33. MG Metals’ obligations to Customer are limited to those metals for which Customer requested refining services and paid applicable fees. MG Metals has no obligation to Customer regarding any other metals or content in the Material and reserves the right to dispose of, maintain, sell or otherwise utilize purchased Material as MG Metals sees fit.
34. Customer acknowledges and agrees that there are inherent, unavoidable risks of damage and loss associated with removing gems and stones, and that MG Metals reserves the right to remove gems/stones using the method that MG Metals selects in its sole discretion. Customer agrees that any damage to or loss of gems/stones is subject to the LIMITATION OF LIABILITY set forth in par. 24.
35. If Customer fails to arrange at Customer’s expense for the return or other disposal of Rejected Material, Defective Material or other Material in MG Metals’ possession that Customer has not agreed to sell to MG Metals within 30 days after the Material’s receipt by MG Metals, then MG Metals has the right to dispose of the Material in any way MG Metals deems appropriate at Customer’s expense, without MG Metals incurring any liability to Customer therefor.
36. Customer has 5 business days to accept or reject MG Metals purchase bids for gemstones. If rejected, MG Metals will ship the gemstones back to Customer, at MG Metals’ cost. If accepted, MG Metals will remit payment to Customer. MG Metals may refuse to provide a bid to Customer.
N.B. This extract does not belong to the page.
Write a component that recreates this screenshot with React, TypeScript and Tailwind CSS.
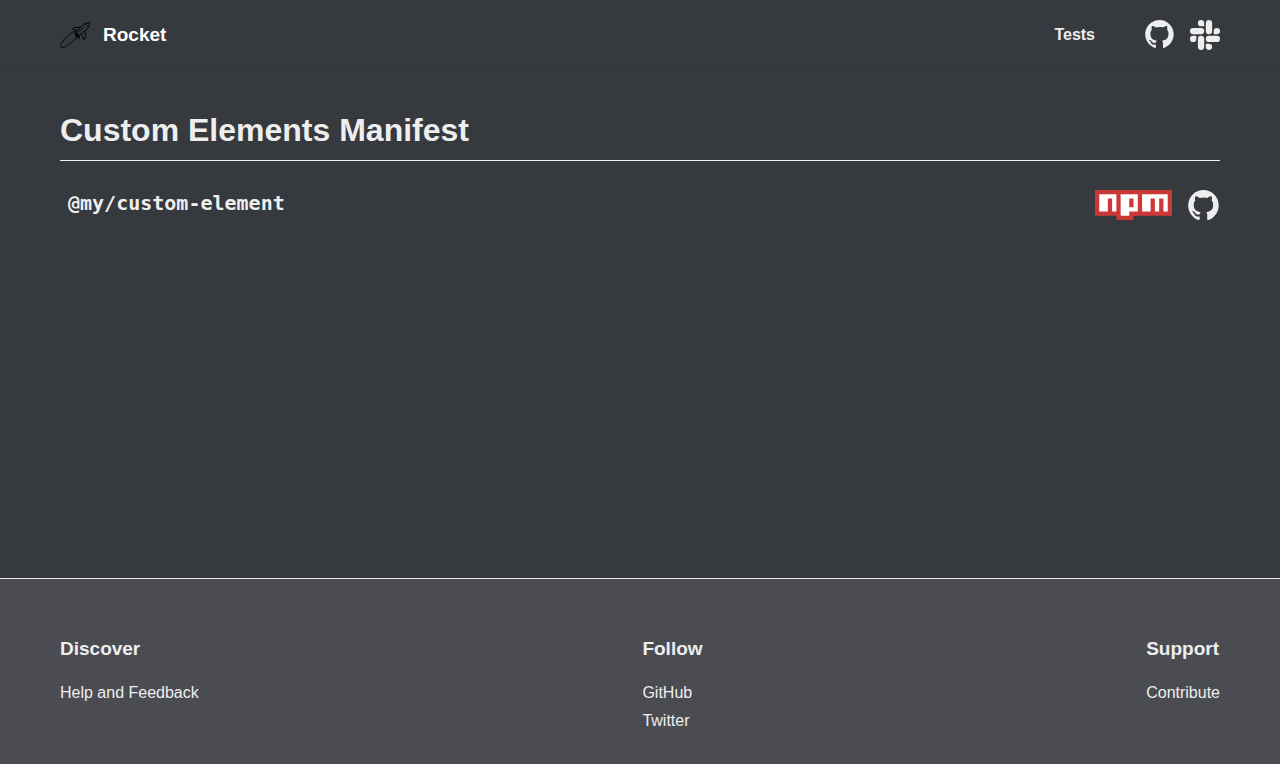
type IconProps = { className?: string };

function RocketIcon({ className }: IconProps) {
  return (
    <svg className={className} viewBox="0 0 31 27" fill="none" stroke="#050607" strokeWidth="1" strokeLinejoin="round" strokeLinecap="round" aria-hidden="true">
      <path d="M29.6.8C27 .9 24.600 1.500 22.800 3L16 10.500L19.300 13.600L27 6.800C28.700 5 29.500 3 29.600.8Z" />
      <path d="M24.800 1.800L28.700 5.500M19.300 9.800L24 4.800" />
      <path d="M21 5.300L14.800 5.500L12.800 7L17.600 8.700M25 8.800L25.500 14.500L24.200 18L21.300 12" />
      <path d="M14.500 9.300C9 11.500 3 17.500.9 22.500C-.3 25.600 1.800 26.400 5.500 24.500C10 22 15.500 17.500 18.200 14.500" />
      <path strokeWidth="1.200" d="M14.500 11.500L16.500 12.300L15.500 14L17.500 13.500L18 15.500L19.300 14M15.500 10L18.500 13.500M16.500 15L19.500 16" />
    </svg>
  );
}

function GitHubIcon({ className }: IconProps) {
  return (
    <svg className={className} viewBox="0 0 98 96" fill="currentColor" aria-hidden="true">
      <path fillRule="evenodd" d="M48.854 0C21.839 0 0 22 0 49.217c0 21.756 13.993 40.172 33.405 46.69 2.427.49 3.316-1.059 3.316-2.362 0-1.141-.08-5.052-.08-9.127-13.59 2.934-16.42-5.867-16.42-5.867-2.184-5.704-5.42-7.17-5.42-7.17-4.448-3.015.324-3.015.324-3.015 4.934.326 7.523 5.052 7.523 5.052 4.367 7.496 11.404 5.378 14.235 4.074.404-3.178 1.699-5.378 3.074-6.6-10.839-1.141-22.243-5.378-22.243-24.283 0-5.378 1.94-9.778 5.014-13.2-.485-1.222-2.184-6.275.486-13.038 0 0 4.125-1.304 13.426 5.052a46.97 46.97 0 0 1 12.214-1.63c4.125 0 8.33.571 12.213 1.63 9.302-6.356 13.427-5.052 13.427-5.052 2.67 6.763.97 11.816.485 13.038 3.155 3.422 5.015 7.822 5.015 13.2 0 18.905-11.404 23.06-22.324 24.283 1.78 1.548 3.316 4.481 3.316 9.126 0 6.6-.08 11.897-.08 13.526 0 1.304.89 2.853 3.316 2.364 19.412-6.52 33.405-24.935 33.405-46.691C97.707 22 75.788 0 48.854 0z" />
    </svg>
  );
}

function SlackIcon({ className }: IconProps) {
  return (
    <svg className={className} viewBox="0 0 24 24" fill="currentColor" aria-hidden="true">
      <path d="M5.042 15.165a2.528 2.528 0 0 1-2.52 2.523A2.528 2.528 0 0 1 0 15.165a2.527 2.527 0 0 1 2.522-2.52h2.52v2.52zM6.313 15.165a2.527 2.527 0 0 1 2.521-2.52 2.527 2.527 0 0 1 2.521 2.52v6.313A2.528 2.528 0 0 1 8.834 24a2.528 2.528 0 0 1-2.521-2.522v-6.313zM8.834 5.042a2.528 2.528 0 0 1-2.521-2.52A2.528 2.528 0 0 1 8.834 0a2.528 2.528 0 0 1 2.521 2.522v2.52H8.834zM8.834 6.313a2.528 2.528 0 0 1 2.521 2.521 2.528 2.528 0 0 1-2.521 2.521H2.522A2.528 2.528 0 0 1 0 8.834a2.528 2.528 0 0 1 2.522-2.521h6.312zM18.956 8.834a2.528 2.528 0 0 1 2.522-2.521A2.528 2.528 0 0 1 24 8.834a2.528 2.528 0 0 1-2.522 2.521h-2.522V8.834zM17.688 8.834a2.528 2.528 0 0 1-2.523 2.521 2.527 2.527 0 0 1-2.52-2.521V2.522A2.527 2.527 0 0 1 15.165 0a2.528 2.528 0 0 1 2.523 2.522v6.312zM15.165 18.956a2.528 2.528 0 0 1 2.523 2.522A2.528 2.528 0 0 1 15.165 24a2.527 2.527 0 0 1-2.52-2.522v-2.522h2.52zM15.165 17.688a2.527 2.527 0 0 1-2.52-2.523 2.526 2.526 0 0 1 2.52-2.52h6.313A2.527 2.527 0 0 1 24 15.165a2.528 2.528 0 0 1-2.522 2.523h-6.313z" />
    </svg>
  );
}

function NpmIcon({ className }: IconProps) {
  return (
    <svg className={className} viewBox="0 0 18 7" aria-hidden="true">
      <path fill="#cb3837" d="M0 0h18v6H9v1H5V6H0z" />
      <path fill="#fff" fillRule="evenodd" d="M1 5h2V2h1v3h1V1H1zM6 1v5h2V5h2V1zM8 2h1v2H8zM11 1v4h2V2h1v3h1V2h1v3h1V1z" />
    </svg>
  );
}

const columns = [
  { title: "Discover", links: ["Help and Feedback"] },
  { title: "Follow", links: ["GitHub", "Twitter"] },
  { title: "Support", links: ["Contribute"] },
];

export default function App() {
  return (
    <div className="flex min-h-screen flex-col bg-[#36393e] font-['Liberation_Sans',Arial,sans-serif] text-base text-[#eeeeee]">
      <header className="border-b border-[#303338]">
        <div className="mx-auto flex h-[70px] max-w-[1200px] items-center px-5">
          <a href="#home" className="flex items-center gap-3 text-[19px] font-bold text-white">
            <RocketIcon className="h-[27px] w-[31px]" />
            <span>Rocket</span>
          </a>
          <nav className="ml-auto flex h-[30px] items-start">
            <a href="#tests" className="mr-[50px] self-center font-bold">Tests</a>
            <a href="#github" aria-label="GitHub" className="mr-4"><GitHubIcon className="h-7 w-[29px]" /></a>
            <a href="#slack" aria-label="Slack"><SlackIcon className="size-[30px]" /></a>
          </nav>
        </div>
      </header>

      <main className="mx-auto w-full max-w-[1200px] flex-1 px-5 pt-10">
        <h1 className="border-b border-[#eeeeee] pb-[10px] text-[32px] leading-[39px] font-bold">Custom Elements Manifest</h1>
        <section className="mt-[29px] flex items-start justify-between">
          <h2 className="px-2 font-['DejaVu_Sans_Mono',monospace] text-xl leading-[26px] font-bold">@my/custom-element</h2>
          <div className="flex items-center gap-4 pr-px">
            <a href="#npm" aria-label="npm"><NpmIcon className="h-[30px] w-[77px]" /></a>
            <a href="#source" aria-label="Source on GitHub"><GitHubIcon className="h-[30px] w-[31px]" /></a>
          </div>
        </section>
      </main>

      <footer className="border-t border-[#eeeeee] bg-[#4b4c51]">
        <div className="mx-auto flex max-w-[1200px] justify-between px-5 pt-[58px] pb-[29px]">
          {columns.map((column) => (
            <nav key={column.title} aria-label={column.title}>
              <h3 className="mb-[18px] text-[19px] leading-6 font-bold">{column.title}</h3>
              <ul>
                {column.links.map((link) => (
                  <li key={link} className="leading-7"><a href={"#" + link}>{link}</a></li>
                ))}
              </ul>
            </nav>
          ))}
        </div>
      </footer>
    </div>
  );
}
Customer may elect to be paid via ACH transfer (free) or, upon request, via wire transfer (fee).
37. Gemstones sold by MG Metals without documented certifications are graded based solely on MG Metals’ grading standards. Gemstones will be shipped after MG Metals receives Customer’s payment.
38. Customer may return gemstones purchased from MG Metals within 5 business days after Customer’s receipt thereof for a refund if Customer returns the purchased gemstones in the same condition, in their original packaging, and with certification paperwork, if any. If certification paperwork is not included with Customer’s return shipment, then a $250 return fee will be charged to Customer.
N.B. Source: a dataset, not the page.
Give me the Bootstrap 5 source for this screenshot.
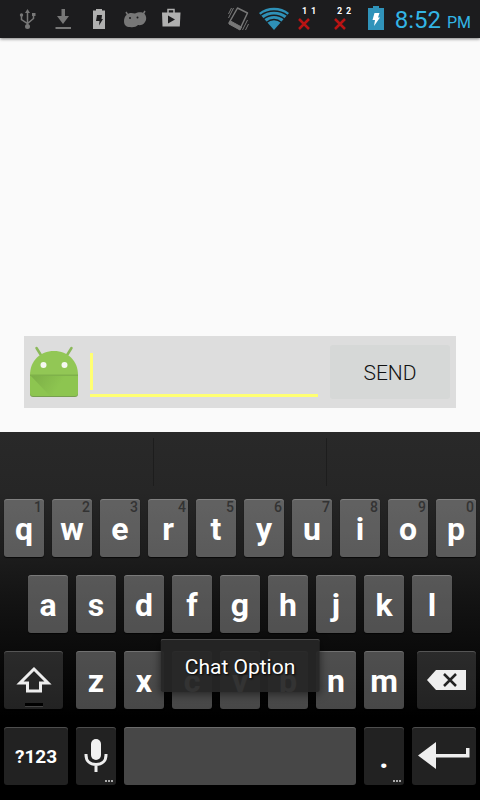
<!DOCTYPE html>
<html lang="en">
<head>
<meta charset="utf-8">
<meta name="viewport" content="width=device-width, initial-scale=1">
<title>Chat</title>
<link href="https://cdn.jsdelivr.net/npm/bootstrap@5.3.0/dist/css/bootstrap.min.css" rel="stylesheet">
<style>
body { font-family: Roboto, "Liberation Sans", sans-serif; background: #fafafa; }
.status-bar { height: 38px; padding: 0 9px; background: #1c1c1e; box-shadow: 0 1px 3px rgba(0,0,0,.5); }
.status-bar svg { width: 36px; height: 38px; flex: none; }
.status-bar .battery { width: 24px; }
.clock { color: #33b5e5; font-size: 24px; line-height: 34px; padding: 4px 0 0 7px; }
.clock span { font-size: 16px; padding-left: 6px; }
.chat-bar { margin: 24px; height: 72px; padding: 0 6px 0 5px; background: #ddd; }
.message { height: 44px; border: 0; border-bottom: 3px solid #ffff72; background: transparent; outline: 0; font-size: 22px; min-width: 0; padding: 0 0 0 8px; }
.message-wrap { margin: 6px 12px 0 10px; }
.caret { left: 0; top: 0; width: 3px; height: 37px; background: #ffff72; }
.send { flex: 0 0 120px; height: 54px; border-radius: 3px; border: 0; background: #d6d8d7; color: #111; font-size: 21px; font-weight: 300; line-height: 54px; padding: 1px 0 0; }
.send:hover { background: #cfd1d0; color: #111; }
.keyboard { background: linear-gradient(#292929 0, #262626 60px, #1c1c1c 125px, #131313 170px, #000 285px); padding: 0 4px 15px; }
.suggestions { height: 67px; padding: 6px 0 13px; }
.suggestions div { flex: 148 1 0; }
.suggestions .middle { flex-grow: 172; }
.suggestions div + div { border-left: 1px solid #1d1d1d; }
.key-rows { gap: 18px; }
.key-row { gap: 8px; }
.key-row.inset { padding: 0 24px; }
.key { flex: 40 1 0; min-width: 0; height: 58px; border: 0; border-radius: 3px; padding: 2px 0 0; color: #fff; background: rgba(255,255,255,.28); box-shadow: inset 0 1px rgba(255,255,255,.2), 0 1px 1px rgba(0,0,0,.7); font-size: 32px; line-height: 38px; font-weight: 700; }
.key.dark { background: rgba(255,255,255,.135); }
.key-edge { flex-grow: 59; }
.key-shift { margin-right: 5px; }
.key-delete { margin-left: 5px; }
.key-wide { flex-grow: 64; font-size: 19px; }
.key-space { flex-grow: 232; }
.hint { right: 2px; top: 0; font-size: 14px; line-height: 16px; font-weight: 500; color: #333; }
.more { right: 3px; bottom: 3px; width: 8px; height: 2px; background: repeating-linear-gradient(90deg, #aaa 0 2px, transparent 2px 3px); }
.lock-light { left: 50%; bottom: 2px; width: 18px; height: 4px; margin-left: -9px; background: #000; border-bottom: 1px solid #444; }
.notice { left: 50%; bottom: 108px; transform: translateX(-50%); height: 53px; padding: 0 24px; border-radius: 2px; background: rgba(38,38,38,.94); color: #fff; font-size: 21px; line-height: 56px; text-shadow: 1px 1px 2px #000; box-shadow: inset 0 1px #484848, 0 2px 8px rgba(0,0,0,.5); white-space: nowrap; }
</style>
<script src="https://cdn.jsdelivr.net/npm/bootstrap@5.3.0/dist/js/bootstrap.bundle.min.js" defer></script>
</head>
<body class="d-flex flex-column min-vh-100">
<header class="status-bar d-flex align-items-center">
  <svg viewBox="0 0 36 38" fill="none" stroke="#777" stroke-width="1.5" aria-hidden="true"><path d="M18.500 12v14M12.500 16v3.500l6 4 6-5V15"/><path d="M18.500 9l2.500 4h-5z" fill="#777" stroke="none"/><circle cx="18.500" cy="26.500" r="2.500" fill="#777" stroke="none"/><circle cx="12.500" cy="15" r="1.700" fill="#777" stroke="none"/><path d="M23 13h3.500v3H23z" fill="#777" stroke="none"/></svg>
  <svg viewBox="0 0 36 38" fill="#777" aria-hidden="true"><path d="M16.500 9h3.500v7h4l-6 8-6-8h4.500zM10.500 27h15.500v2H10.500z"/></svg>
  <svg viewBox="0 0 36 38" aria-hidden="true"><path d="M15 9h6v1.500h3V29H12V10.500h3z" fill="#b0b0b0"/><path d="M16 15h5l-.5 4h1.500l-4 6.500.500-4.500H15z" fill="#1c1c1e"/></svg>
  <svg viewBox="0 0 36 38" aria-hidden="true"><path d="M9 12l3 5M28 11l-3 5" stroke="#777" stroke-width="1.500"/><path d="M9.500 15C12 12.500 15 13 18 13.500c3-1.500 7-2 9 0 2.500 2 3 6 1 8.500-1.500 3-5 3.500-7 3-2 2-5 2.500-8 2-4 0-6-2-6-6 0-2.500 1-5 2.500-6z" fill="#777"/><circle cx="13" cy="18" r="1" fill="#1c1c1e"/><circle cx="20.500" cy="17.500" r="1" fill="#1c1c1e"/></svg>
  <svg viewBox="0 0 36 38" aria-hidden="true"><path d="M15 13V9.500h6V13" fill="none" stroke="#b0b0b0" stroke-width="1.500"/><path d="M9 12.500h18.500l-.7 14H9.500z" fill="#b0b0b0"/><path d="M15 15.500l7 4-7 4z" fill="#1c1c1e"/></svg>
  <svg class="ms-auto" viewBox="0 0 36 38" fill="none" stroke="#777" aria-hidden="true"><path d="M17.500 8l10 5-7.500 16-11-6z" stroke-width="1.500" stroke-linejoin="round"/><path d="M9 24l11 6 1.500-3-11-6z" fill="#777"/><path d="M8.500 14l3-6M8.500 18l5-10M22.500 30l5-10M25.500 30l3-6" stroke-width="1"/></svg>
  <svg viewBox="0 0 36 38" aria-hidden="true"><path d="M3 13C11 6 25 6 33 13L18 30z" fill="#2e91b8"/><path d="M4.500 15.500c8-6 19-6 27 0M7.500 19c6-5 15-5 21 0M10.500 22.500c4.500-4 10.500-4 15 0" stroke="#1c1c1e" stroke-width="1.300" fill="none"/></svg>
  <svg viewBox="0 0 36 38" role="img" aria-label="SIM 1 no signal"><path d="M7 19l10 10M17 19L7 29" stroke="#b91414" stroke-width="2.500"/><text x="10" y="14" font-size="9" font-weight="700" fill="#fff">1</text><text x="19" y="14" font-size="9" font-weight="700" fill="#fff">1</text></svg>
  <svg viewBox="0 0 36 38" role="img" aria-label="SIM 2 no signal"><path d="M7 19l10 10M17 19L7 29" stroke="#b91414" stroke-width="2.500"/><text x="9" y="14" font-size="9" font-weight="700" fill="#fff">2</text><text x="18" y="14" font-size="9" font-weight="700" fill="#fff">2</text></svg>
  <svg class="battery" viewBox="0 0 24 38" aria-hidden="true"><path d="M9 6h6v2h5v22H4V8h5z" fill="#3093ba"/><path d="M10.500 13h5l-1.500 4.500h2L10 26l1-6H8.500z" fill="#fff"/></svg>
  <div class="clock text-nowrap">8:52<span>PM</span></div>
</header>

<main class="flex-grow-1 d-flex flex-column justify-content-end">
  <form class="chat-bar d-flex align-items-center">
    <svg width="51" height="56" viewBox="0 0 51 56" class="flex-shrink-0" role="img" aria-label="Android">
      <path d="M7.500 4l5 8M42.500 4l-5 8" stroke="#8bb95a" stroke-width="2.500" stroke-linecap="round"/>
      <path d="M1 32h48v18q0 3-3 3H4q-3 0-3-3z" fill="#779f50"/>
      <path d="M1 31h48v18q0 3-3 3H4q-3 0-3-3z" fill="#8dc550"/>
      <defs><linearGradient id="fold" gradientUnits="userSpaceOnUse" x1="1" y1="31" x2="26" y2="48"><stop offset="0" stop-color="#7bad46"/><stop offset="1" stop-color="#8dc550"/></linearGradient></defs>
      <path d="M1 31h40v21H21z" fill="url(#fold)"/>
      <path d="M1 31C1 17 11 7 25 7s24 10 24 24z" fill="#92c755"/>
      <path d="M1 30.500h48v1.500H1z" fill="#7fb14a"/>
      <circle cx="14.500" cy="21" r="3" fill="#f5f8f0"/><circle cx="35.500" cy="21" r="3" fill="#f5f8f0"/>
    </svg>
    <div class="message-wrap position-relative flex-grow-1 d-flex">
      <input type="text" class="message w-100" aria-label="Message">
      <span class="caret position-absolute"></span>
    </div>
    <button type="button" class="send btn">SEND</button>
  </form>
</main>

<section class="keyboard position-relative" aria-label="Keyboard">
  <div class="suggestions d-flex"><div></div><div class="middle"></div><div></div></div>
  <div class="key-rows d-flex flex-column">
    <div class="key-row d-flex">
      <button type="button" class="key position-relative">q<span class="hint position-absolute">1</span></button>
      <button type="button" class="key position-relative">w<span class="hint position-absolute">2</span></button>
      <button type="button" class="key position-relative">e<span class="hint position-absolute">3</span></button>
      <button type="button" class="key position-relative">r<span class="hint position-absolute">4</span></button>
      <button type="button" class="key position-relative">t<span class="hint position-absolute">5</span></button>
      <button type="button" class="key position-relative">y<span class="hint position-absolute">6</span></button>
      <button type="button" class="key position-relative">u<span class="hint position-absolute">7</span></button>
      <button type="button" class="key position-relative">i<span class="hint position-absolute">8</span></button>
      <button type="button" class="key position-relative">o<span class="hint position-absolute">9</span></button>
      <button type="button" class="key position-relative">p<span class="hint position-absolute">0</span></button>
    </div>
    <div class="key-row inset d-flex">
      <button type="button" class="key">a</button>
      <button type="button" class="key">s</button>
      <button type="button" class="key">d</button>
      <button type="button" class="key">f</button>
      <button type="button" class="key">g</button>
      <button type="button" class="key">h</button>
      <button type="button" class="key">j</button>
      <button type="button" class="key">k</button>
      <button type="button" class="key">l</button>
    </div>
    <div class="key-row d-flex">
      <button type="button" class="key dark key-edge key-shift position-relative d-flex justify-content-center align-items-center" aria-label="Shift">
        <svg width="36" height="30" viewBox="0 0 36 30" fill="none" stroke="#eee" stroke-width="3"><path d="M18 3L4 17H11.500v8h13v-8h7.500z"/></svg>
        <span class="lock-light position-absolute"></span>
      </button>
      <button type="button" class="key">z</button>
      <button type="button" class="key">x</button>
      <button type="button" class="key">c</button>
      <button type="button" class="key">v</button>
      <button type="button" class="key">b</button>
      <button type="button" class="key">n</button>
      <button type="button" class="key">m</button>
      <button type="button" class="key dark key-edge key-delete d-flex justify-content-center align-items-center" aria-label="Delete">
        <svg width="40" height="22" viewBox="0 0 40 22"><path d="M0 10L9 0h30v20H9z" fill="#eee"/><path d="M17 4l12 12M29 4L17 16" stroke="#222" stroke-width="2.500"/></svg>
      </button>
    </div>
    <div class="key-row d-flex">
      <button type="button" class="key dark key-wide">?123</button>
      <button type="button" class="key dark position-relative d-flex justify-content-center align-items-center" aria-label="Voice input">
        <svg width="24" height="36" viewBox="0 0 24 36"><rect x="7" y="0" width="10" height="21" rx="5" fill="#f2f2f2"/><path d="M2 15v1c0 6 4 9.500 10 9.500S22 22 22 16v-1M12 26v7" fill="none" stroke="#eee" stroke-width="3"/></svg>
        <span class="more position-absolute"></span>
      </button>
      <button type="button" class="key key-space" aria-label="Space"></button>
      <button type="button" class="key dark position-relative">.<span class="more position-absolute"></span></button>
      <button type="button" class="key dark key-wide d-flex justify-content-center align-items-center" aria-label="Enter">
        <svg width="52" height="30" viewBox="0 0 52 30" fill="#eee"><path d="M0 13.500L18 0v12h30V6h3.500v9.500H18V27z"/></svg>
      </button>
    </div>
  </div>
  <div class="notice position-absolute" role="status">Chat Option</div>
</section>
</body>
</html>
39. Gemstone Shipping. MG Metals generally ships gemstones sold to Customers within 3 business days after clearance of payment funds, using UPS, FedEx, U.S. Postal Service or other carrier’s (chosen at MG Metals’ sole discretion) 2-day air delivery. Customer may elect shipping other than 2-day air at Customer’s cost. Shipments are made to Customer’s on-file address unless the Customer’s owners/principals provide written instructions for an alternate delivery address. Customers may personally deliver or ship gemstones sold to MG Metals. To qualify for MG Metals payment of Customer’s shipping fees via UPS, FedEx, U.S. Postal Service or other shipping service (as chosen in MG Metals’ sole discretion), Customer must carefully follow MG Metals’ shipping instructions. Failure to do so will result in Customer’s responsibility for payment of shipping, and relieve MG Metals of any and all responsibility for loss or damage.
40. Bullion Trades. All transactions must be conducted live with an MG Metals representative. MG Metals has no responsibility or liability for transaction requests place by voicemail, email or other automated means. MG Metals may refuse Customer orders for any or no reason.